The counter response also takes the form of retaliation against those who might threaten the party-state’s core interests. The suspension of NBA games in China after the Houston Rockets manager showed support for anti-government protests in Hong Kong on Twitter and a lawsuit filed against a French researcher who commented on Huawei are recent examples of “hit hard” counterattacks on exterior lines.

As it implements anti-access strategies to prevent foreign ideas from penetrating its domestic perimeter, the CCP is also trying to deny the West’s ability to spread its discourse globally. Most recently, the party-state has initiated the next phase in its ideational counteroffensive, specifically aiming at the command and control centre of Western discourse power – i.e., the institutions and norms that support the existing international order. The CCP’s rejection of universal values as enshrined in the Charter of the United Nations and the Universal Declaration of Human Rights is not a mere principled stance. The Chinese government’s efforts to ensconce its concepts in UN resolutions, as well as its promotion of the “right to development” as transcending all other rights and of the Belt and Road Initiative as synergistic with the 2030 Sustainable Development Goals agenda, target the foundations of the existing international order. Denying the absolute precedence of individual rights weakens the case for spreading and defending freedom of expression, freedom of religion, and freedom to trade, to peacefully assemble, to access information, or to choose one’s government.

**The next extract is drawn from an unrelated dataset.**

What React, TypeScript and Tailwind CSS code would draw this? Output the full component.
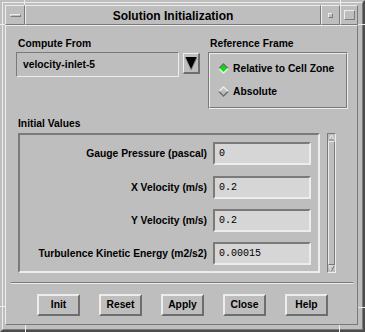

When, a decade ago, China started to behave more assertively in its surrounding maritime domain, some commentators pointed to the supposed lack of coordination among the “nine dragons stirring up the sea” (the Chinese government agencies dealing with the South China Sea). Scholars dissected at length what they described as the “assertiveness meme”, alerting Western policymakers to the potential for intensified security dilemmas and strategic rivalries if this “meme” were taken seriously. Other observers cautioned that “the United States should not exaggerate the significance of a rivalry over claims to a few hundred mostly uninhabited small islands, rocks and atolls.”

Ten years after Beijing gave the first hints of its ambitions, it has now become clear that “China, not the United States, would control the sea and airspace of the South China Sea at the outbreak of hostilities thanks to its artificial island bases”. China’s anti-access strategy in the maritime domain has significantly, and perhaps irreversibly, constricted the US military’s freedom to manoeuvre and to act in the East Asian theatre. Underestimating China’s global influence strategy similarly risks permitting a drastic limitation in the future ability of the United States to project its discourse power, promote liberal democratic ideals on the global stage, and perpetuate the existing international order.